Instruction →
Repeat every line of the listing below exactly, minus the pictures.

Stored data →
----

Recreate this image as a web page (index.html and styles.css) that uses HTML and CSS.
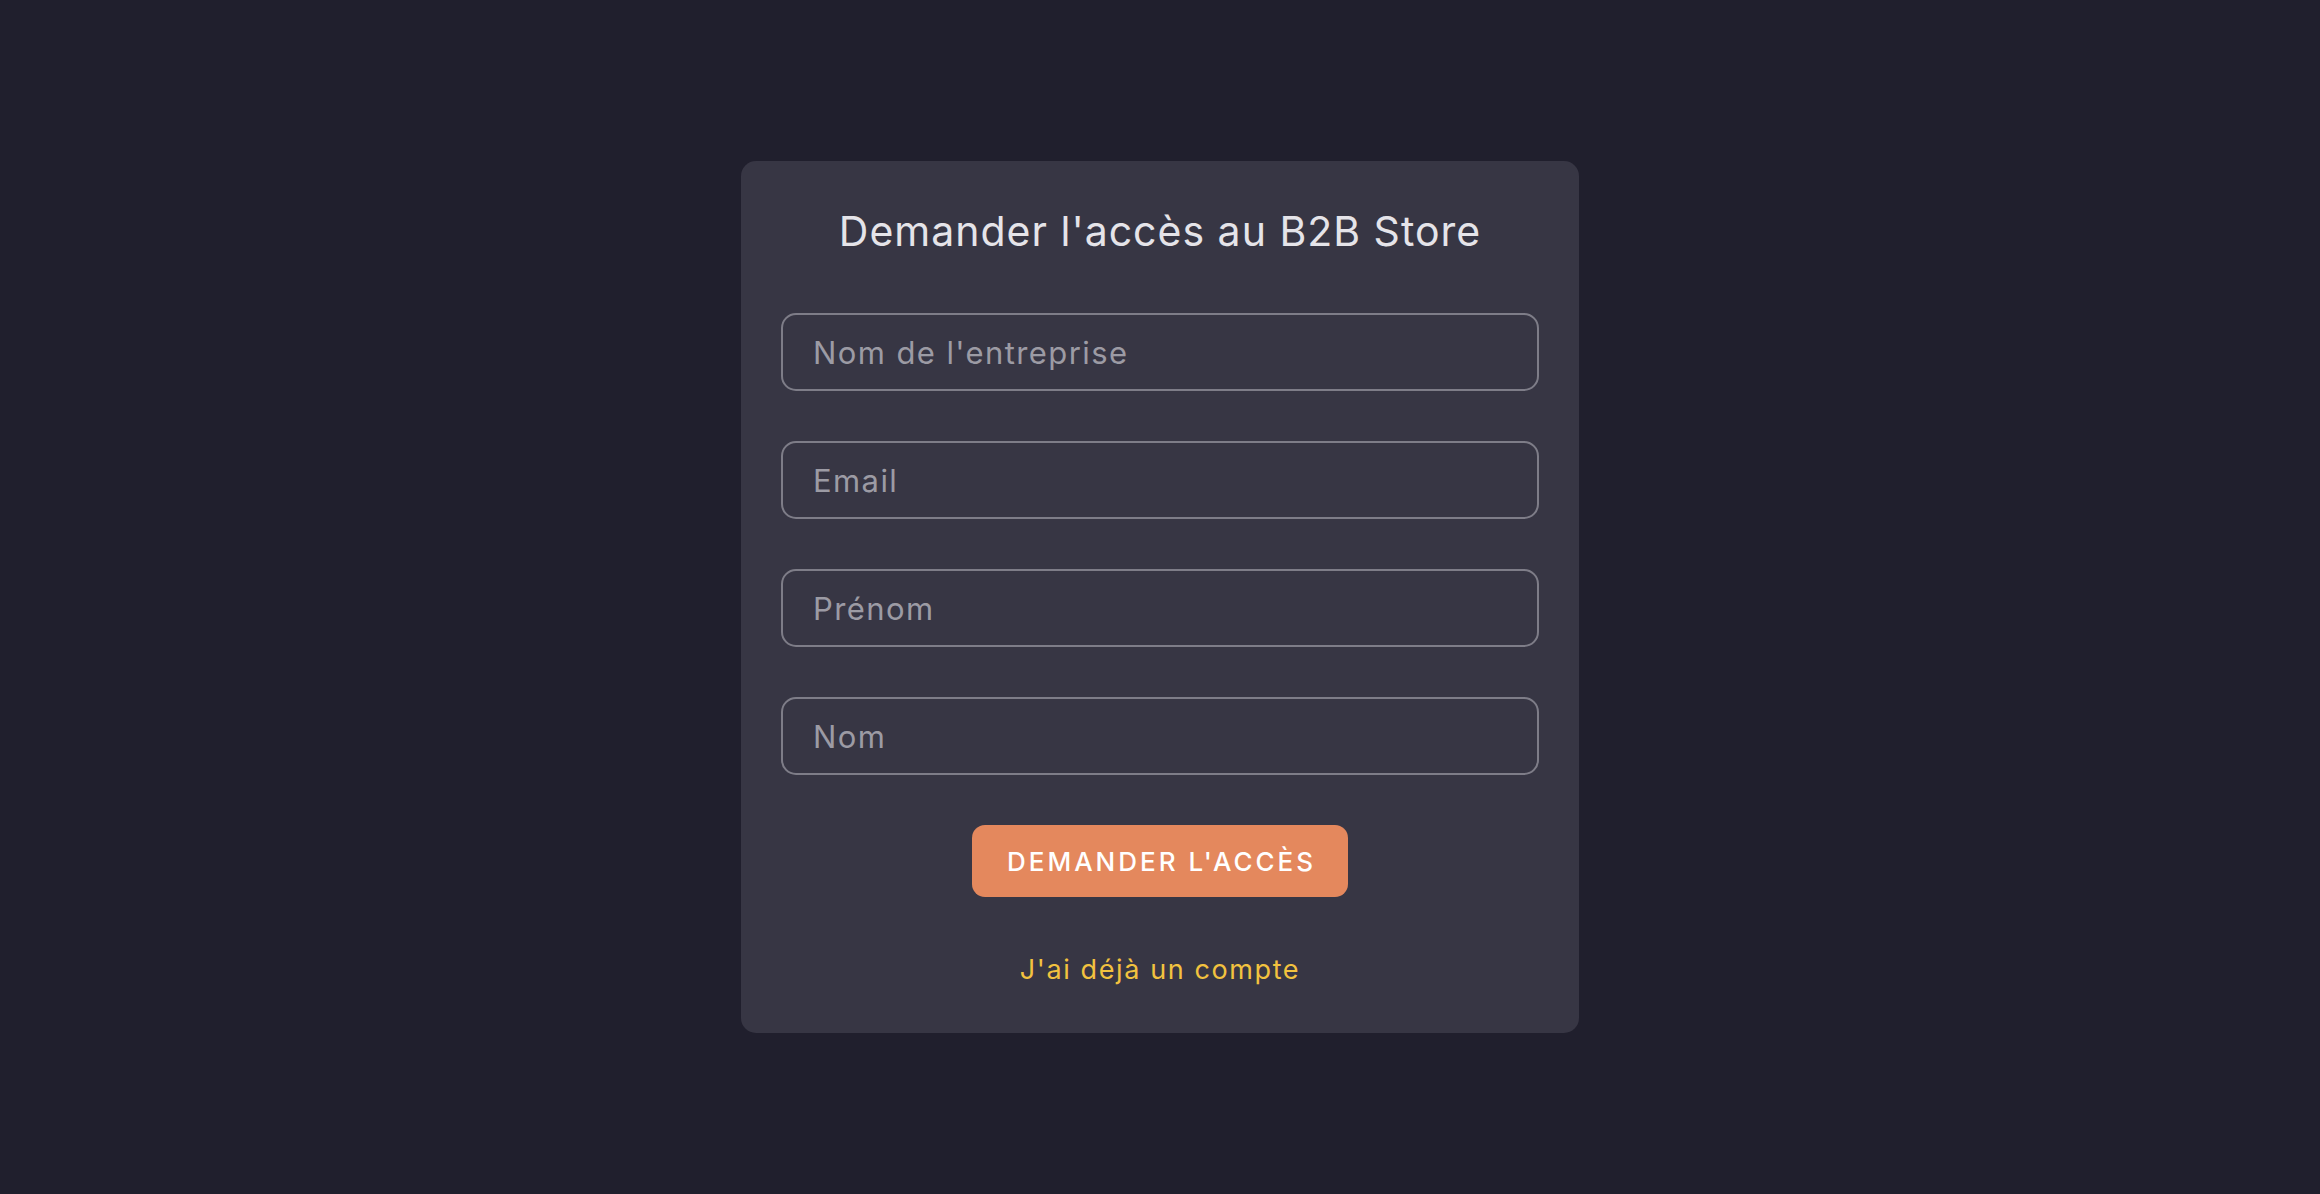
FILE: index.html
```html
<!DOCTYPE html>
<html lang="fr">
<head>
    <meta charset="UTF-8">
    <title>B2B Store - Demande d'accès</title>
    <link rel="stylesheet" href="styles.css">
</head>
<body>
    <div class="page">
        <form class="card">
            <h1 class="card-title">Demander l'accès au B2B Store</h1>
            <input class="field" type="text" placeholder="Nom de l'entreprise">
            <input class="field" type="email" placeholder="Email">
            <input class="field" type="text" placeholder="Prénom">
            <input class="field" type="text" placeholder="Nom">
            <button class="submit" type="button">Demander l'accès</button>
            <a class="login-link" href="#">J'ai déjà un compte</a>
        </form>
    </div>
</body>
</html>
```

FILE: styles.css
```css
body {
    margin: 0;
    background: #201f2d;
    font-family: Inter, "Noto Sans", sans-serif;
}
.page {
    min-height: 100vh;
    display: flex;
    align-items: center;
    justify-content: center;
}
.card {
    width: 838px;
    box-sizing: border-box;
    padding: 40px 40px 43px;
    background: #373644;
    border-radius: 15px;
}
.card-title {
    margin: 0 0 52px;
    font-size: 41px;
    font-weight: 400;
    line-height: 60px;
    letter-spacing: 1px;
    text-align: center;
    color: #e5e4e9;
}
.field {
    display: block;
    width: 100%;
    height: 78px;
    box-sizing: border-box;
    margin: 0 0 50px;
    padding: 0 30px;
    border: 2px solid #7e7d88;
    border-radius: 15px;
    background: transparent;
    font-family: inherit;
    font-size: 31px;
    letter-spacing: 1.4px;
    color: #e5e4e9;
}
.field::placeholder {
    color: #9c9ba4;
}
.submit {
    display: block;
    height: 72px;
    margin: 0 auto 53px;
    padding: 0 32px 0 35px;
    border: none;
    border-radius: 13px;
    background: #e4885d;
    color: #ffffff;
    font-family: inherit;
    font-size: 26px;
    font-weight: 500;
    letter-spacing: 3px;
    text-transform: uppercase;
}
.login-link {
    display: block;
    line-height: 40px;
    font-size: 27px;
    letter-spacing: 1.6px;
    text-align: center;
    text-decoration: none;
    color: #f2c23f;
}
```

----

Exercise result →
Recreate this image as a web page (index.html and styles.css) that uses HTML and CSS.
FILE: index.html
```html
<!DOCTYPE html>
<html lang="fr">
<head>
    <meta charset="UTF-8">
    <title>B2B Store - Demande d'accès</title>
    <link rel="stylesheet" href="styles.css">
</head>
<body>
    <div class="page">
        <form class="card">
            <h1 class="card-title">Demander l'accès au B2B Store</h1>
            <input class="field" type="text" placeholder="Nom de l'entreprise">
            <input class="field" type="email" placeholder="Email">
            <input class="field" type="text" placeholder="Prénom">
            <input class="field" type="text" placeholder="Nom">
            <button class="submit" type="button">Demander l'accès</button>
            <a class="login-link" href="#">J'ai déjà un compte</a>
        </form>
    </div>
</body>
</html>
```

FILE: styles.css
```css
body {
    margin: 0;
    background: #201f2d;
    font-family: Inter, "Noto Sans", sans-serif;
}
.page {
    min-height: 100vh;
    display: flex;
    align-items: center;
    justify-content: center;
}
.card {
    width: 838px;
    box-sizing: border-box;
    padding: 40px 40px 43px;
    background: #373644;
    border-radius: 15px;
}
.card-title {
    margin: 0 0 52px;
    font-size: 41px;
    font-weight: 400;
    line-height: 60px;
    letter-spacing: 1px;
    text-align: center;
    color: #e5e4e9;
}
.field {
    display: block;
    width: 100%;
    height: 78px;
    box-sizing: border-box;
    margin: 0 0 50px;
    padding: 0 30px;
    border: 2px solid #7e7d88;
    border-radius: 15px;
    background: transparent;
    font-family: inherit;
    font-size: 31px;
    letter-spacing: 1.4px;
    color: #e5e4e9;
}
.field::placeholder {
    color: #9c9ba4;
}
.submit {
    display: block;
    height: 72px;
    margin: 0 auto 53px;
    padding: 0 32px 0 35px;
    border: none;
    border-radius: 13px;
    background: #e4885d;
    color: #ffffff;
    font-family: inherit;
    font-size: 26px;
    font-weight: 500;
    letter-spacing: 3px;
    text-transform: uppercase;
}
.login-link {
    display: block;
    line-height: 40px;
    font-size: 27px;
    letter-spacing: 1.6px;
    text-align: center;
    text-decoration: none;
    color: #f2c23f;
}
```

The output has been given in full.